=== WRITTEN INSTRUCTION ===
Where the data below has the string "page", return the whole line.
►
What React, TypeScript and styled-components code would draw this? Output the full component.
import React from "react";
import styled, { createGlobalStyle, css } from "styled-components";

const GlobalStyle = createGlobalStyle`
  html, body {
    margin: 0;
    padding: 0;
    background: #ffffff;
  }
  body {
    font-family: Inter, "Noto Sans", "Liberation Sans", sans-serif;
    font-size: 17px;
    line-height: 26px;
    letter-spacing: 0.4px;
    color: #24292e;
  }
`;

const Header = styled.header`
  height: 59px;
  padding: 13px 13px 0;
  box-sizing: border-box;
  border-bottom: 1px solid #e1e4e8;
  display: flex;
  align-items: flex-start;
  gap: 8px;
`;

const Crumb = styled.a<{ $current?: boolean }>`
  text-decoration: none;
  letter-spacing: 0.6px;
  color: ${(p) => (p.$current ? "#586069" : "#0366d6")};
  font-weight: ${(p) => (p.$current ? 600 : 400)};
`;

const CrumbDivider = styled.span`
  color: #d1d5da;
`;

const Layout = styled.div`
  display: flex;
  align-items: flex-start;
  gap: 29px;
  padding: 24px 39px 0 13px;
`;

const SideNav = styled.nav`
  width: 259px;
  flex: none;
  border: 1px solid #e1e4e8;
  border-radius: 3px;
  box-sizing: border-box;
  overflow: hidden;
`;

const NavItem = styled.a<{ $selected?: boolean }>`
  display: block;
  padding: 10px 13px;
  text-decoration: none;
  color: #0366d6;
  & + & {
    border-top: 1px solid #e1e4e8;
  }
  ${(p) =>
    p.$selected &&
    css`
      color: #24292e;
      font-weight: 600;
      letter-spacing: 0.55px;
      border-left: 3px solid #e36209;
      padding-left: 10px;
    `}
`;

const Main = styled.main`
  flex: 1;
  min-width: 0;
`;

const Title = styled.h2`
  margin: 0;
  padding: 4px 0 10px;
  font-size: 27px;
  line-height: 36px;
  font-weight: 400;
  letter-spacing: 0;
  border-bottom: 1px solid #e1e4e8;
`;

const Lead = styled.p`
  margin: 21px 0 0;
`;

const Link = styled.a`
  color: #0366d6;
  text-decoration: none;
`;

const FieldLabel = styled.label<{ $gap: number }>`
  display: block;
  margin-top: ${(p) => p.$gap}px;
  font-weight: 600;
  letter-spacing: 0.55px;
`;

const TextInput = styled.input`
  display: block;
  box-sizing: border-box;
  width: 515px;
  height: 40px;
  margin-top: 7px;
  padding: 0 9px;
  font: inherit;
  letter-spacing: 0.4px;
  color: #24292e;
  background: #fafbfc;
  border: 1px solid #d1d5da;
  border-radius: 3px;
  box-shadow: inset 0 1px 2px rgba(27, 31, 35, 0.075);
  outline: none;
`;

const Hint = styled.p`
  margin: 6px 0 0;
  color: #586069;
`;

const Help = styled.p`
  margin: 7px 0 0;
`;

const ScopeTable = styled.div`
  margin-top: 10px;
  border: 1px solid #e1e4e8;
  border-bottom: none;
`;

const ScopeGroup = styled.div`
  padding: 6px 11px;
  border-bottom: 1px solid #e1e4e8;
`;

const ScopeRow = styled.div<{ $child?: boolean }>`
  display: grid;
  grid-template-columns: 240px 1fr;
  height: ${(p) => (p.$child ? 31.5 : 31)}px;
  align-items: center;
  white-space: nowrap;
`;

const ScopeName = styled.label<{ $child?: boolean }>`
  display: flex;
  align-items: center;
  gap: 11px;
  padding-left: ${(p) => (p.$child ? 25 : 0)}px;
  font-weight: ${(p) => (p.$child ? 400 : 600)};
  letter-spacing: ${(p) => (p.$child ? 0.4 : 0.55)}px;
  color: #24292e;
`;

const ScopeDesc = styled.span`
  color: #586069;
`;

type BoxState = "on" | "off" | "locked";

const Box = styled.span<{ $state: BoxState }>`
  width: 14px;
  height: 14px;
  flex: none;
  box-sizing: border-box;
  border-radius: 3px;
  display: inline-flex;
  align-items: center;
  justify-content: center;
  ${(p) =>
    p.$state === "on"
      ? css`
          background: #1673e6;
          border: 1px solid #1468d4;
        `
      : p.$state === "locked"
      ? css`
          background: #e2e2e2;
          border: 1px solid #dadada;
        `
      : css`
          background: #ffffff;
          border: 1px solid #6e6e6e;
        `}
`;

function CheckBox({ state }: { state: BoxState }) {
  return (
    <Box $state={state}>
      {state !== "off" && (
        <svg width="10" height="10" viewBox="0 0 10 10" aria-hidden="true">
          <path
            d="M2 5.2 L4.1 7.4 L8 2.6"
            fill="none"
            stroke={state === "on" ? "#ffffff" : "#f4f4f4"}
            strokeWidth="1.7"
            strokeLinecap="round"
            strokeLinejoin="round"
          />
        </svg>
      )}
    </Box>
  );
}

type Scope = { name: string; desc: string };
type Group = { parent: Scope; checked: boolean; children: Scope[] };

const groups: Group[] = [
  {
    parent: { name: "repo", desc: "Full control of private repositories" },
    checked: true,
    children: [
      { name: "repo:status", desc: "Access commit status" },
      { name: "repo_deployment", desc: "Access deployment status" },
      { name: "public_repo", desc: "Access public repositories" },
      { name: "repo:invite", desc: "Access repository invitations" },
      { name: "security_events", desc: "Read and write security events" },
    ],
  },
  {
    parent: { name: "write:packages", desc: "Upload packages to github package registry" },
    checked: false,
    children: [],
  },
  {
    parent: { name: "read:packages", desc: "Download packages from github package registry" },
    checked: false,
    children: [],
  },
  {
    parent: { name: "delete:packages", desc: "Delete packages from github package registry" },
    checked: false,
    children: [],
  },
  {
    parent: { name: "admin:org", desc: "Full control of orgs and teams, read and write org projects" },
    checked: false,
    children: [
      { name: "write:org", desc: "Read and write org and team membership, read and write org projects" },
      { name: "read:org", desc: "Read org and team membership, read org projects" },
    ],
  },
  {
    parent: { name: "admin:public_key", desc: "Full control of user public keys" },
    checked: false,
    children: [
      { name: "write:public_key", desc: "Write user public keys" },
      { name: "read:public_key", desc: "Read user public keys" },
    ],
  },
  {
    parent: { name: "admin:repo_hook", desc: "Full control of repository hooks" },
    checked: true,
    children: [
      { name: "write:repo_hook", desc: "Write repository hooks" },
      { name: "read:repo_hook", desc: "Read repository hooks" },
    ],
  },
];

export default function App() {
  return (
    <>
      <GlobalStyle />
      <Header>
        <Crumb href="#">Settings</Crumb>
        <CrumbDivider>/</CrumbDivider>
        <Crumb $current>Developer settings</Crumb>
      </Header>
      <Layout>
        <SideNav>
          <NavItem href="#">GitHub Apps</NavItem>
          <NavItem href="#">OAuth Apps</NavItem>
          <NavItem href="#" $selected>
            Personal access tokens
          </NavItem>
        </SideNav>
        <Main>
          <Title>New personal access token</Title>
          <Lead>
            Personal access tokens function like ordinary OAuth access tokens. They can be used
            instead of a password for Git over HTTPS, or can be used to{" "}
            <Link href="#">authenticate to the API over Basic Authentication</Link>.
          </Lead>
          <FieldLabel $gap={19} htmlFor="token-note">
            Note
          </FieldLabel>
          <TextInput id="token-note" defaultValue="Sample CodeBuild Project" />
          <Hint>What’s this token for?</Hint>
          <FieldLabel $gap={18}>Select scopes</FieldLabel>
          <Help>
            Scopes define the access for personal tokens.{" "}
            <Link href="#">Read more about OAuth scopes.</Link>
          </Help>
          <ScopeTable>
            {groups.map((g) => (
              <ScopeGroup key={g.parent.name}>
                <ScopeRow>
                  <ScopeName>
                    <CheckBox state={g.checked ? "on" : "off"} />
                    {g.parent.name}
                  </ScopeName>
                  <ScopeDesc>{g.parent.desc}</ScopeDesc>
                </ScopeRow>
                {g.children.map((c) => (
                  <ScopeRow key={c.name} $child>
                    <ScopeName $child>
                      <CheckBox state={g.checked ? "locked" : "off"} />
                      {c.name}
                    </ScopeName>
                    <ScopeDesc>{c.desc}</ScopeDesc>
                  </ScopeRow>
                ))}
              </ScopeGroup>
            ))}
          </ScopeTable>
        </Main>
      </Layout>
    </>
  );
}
◄
►
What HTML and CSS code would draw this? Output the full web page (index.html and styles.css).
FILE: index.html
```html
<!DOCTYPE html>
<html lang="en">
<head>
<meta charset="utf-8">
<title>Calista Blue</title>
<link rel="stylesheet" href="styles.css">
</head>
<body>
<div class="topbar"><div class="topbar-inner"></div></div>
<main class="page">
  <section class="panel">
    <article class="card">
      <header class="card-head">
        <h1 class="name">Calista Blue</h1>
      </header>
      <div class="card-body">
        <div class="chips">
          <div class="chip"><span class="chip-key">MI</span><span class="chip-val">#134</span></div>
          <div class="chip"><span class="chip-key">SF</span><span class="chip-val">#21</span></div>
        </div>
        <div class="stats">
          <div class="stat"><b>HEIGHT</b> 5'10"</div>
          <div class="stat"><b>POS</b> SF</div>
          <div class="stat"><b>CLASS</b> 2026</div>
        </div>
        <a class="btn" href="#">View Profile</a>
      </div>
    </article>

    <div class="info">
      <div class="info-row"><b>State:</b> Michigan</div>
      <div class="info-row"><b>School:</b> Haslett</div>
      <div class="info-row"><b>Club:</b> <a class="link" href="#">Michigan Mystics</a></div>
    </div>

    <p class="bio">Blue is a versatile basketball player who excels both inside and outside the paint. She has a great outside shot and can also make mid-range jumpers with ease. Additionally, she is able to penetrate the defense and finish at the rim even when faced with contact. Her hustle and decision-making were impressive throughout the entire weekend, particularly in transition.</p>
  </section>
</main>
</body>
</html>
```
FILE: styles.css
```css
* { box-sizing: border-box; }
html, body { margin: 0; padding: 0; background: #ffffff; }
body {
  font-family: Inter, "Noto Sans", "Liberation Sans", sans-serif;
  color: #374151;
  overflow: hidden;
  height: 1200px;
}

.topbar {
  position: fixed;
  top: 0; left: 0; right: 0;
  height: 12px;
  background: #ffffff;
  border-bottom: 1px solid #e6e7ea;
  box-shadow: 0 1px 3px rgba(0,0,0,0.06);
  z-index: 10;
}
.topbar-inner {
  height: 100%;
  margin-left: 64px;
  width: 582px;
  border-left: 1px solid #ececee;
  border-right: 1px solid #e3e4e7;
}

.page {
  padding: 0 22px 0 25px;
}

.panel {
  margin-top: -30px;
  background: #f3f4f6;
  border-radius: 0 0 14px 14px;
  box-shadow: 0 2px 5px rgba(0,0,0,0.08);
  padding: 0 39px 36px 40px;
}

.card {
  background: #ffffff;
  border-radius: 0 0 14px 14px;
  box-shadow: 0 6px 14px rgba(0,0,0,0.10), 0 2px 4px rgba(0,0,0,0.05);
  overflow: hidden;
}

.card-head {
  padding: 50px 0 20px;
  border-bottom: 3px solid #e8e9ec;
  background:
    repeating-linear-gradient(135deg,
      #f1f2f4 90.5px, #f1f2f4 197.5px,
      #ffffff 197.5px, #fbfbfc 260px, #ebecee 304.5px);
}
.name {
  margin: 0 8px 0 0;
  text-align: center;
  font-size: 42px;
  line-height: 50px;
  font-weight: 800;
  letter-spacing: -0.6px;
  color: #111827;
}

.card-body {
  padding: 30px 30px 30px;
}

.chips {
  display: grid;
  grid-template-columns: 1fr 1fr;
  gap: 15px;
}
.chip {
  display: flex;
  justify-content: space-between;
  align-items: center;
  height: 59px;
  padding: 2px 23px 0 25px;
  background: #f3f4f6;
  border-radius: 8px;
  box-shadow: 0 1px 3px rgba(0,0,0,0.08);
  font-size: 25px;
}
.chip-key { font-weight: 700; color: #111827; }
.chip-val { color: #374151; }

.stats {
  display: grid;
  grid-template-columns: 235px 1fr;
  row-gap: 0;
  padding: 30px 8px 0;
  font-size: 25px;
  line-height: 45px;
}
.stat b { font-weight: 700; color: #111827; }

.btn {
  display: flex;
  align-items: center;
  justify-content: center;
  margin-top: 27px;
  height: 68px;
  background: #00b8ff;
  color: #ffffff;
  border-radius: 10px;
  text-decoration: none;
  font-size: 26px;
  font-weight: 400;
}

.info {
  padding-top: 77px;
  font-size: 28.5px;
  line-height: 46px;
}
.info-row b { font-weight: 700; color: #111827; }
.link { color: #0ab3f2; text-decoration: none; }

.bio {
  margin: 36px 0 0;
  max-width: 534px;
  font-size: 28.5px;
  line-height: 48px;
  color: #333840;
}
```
◄
=== SOLUTION ===
What HTML and CSS code would draw this? Output the full web page (index.html and styles.css).
<main class="page">
.page {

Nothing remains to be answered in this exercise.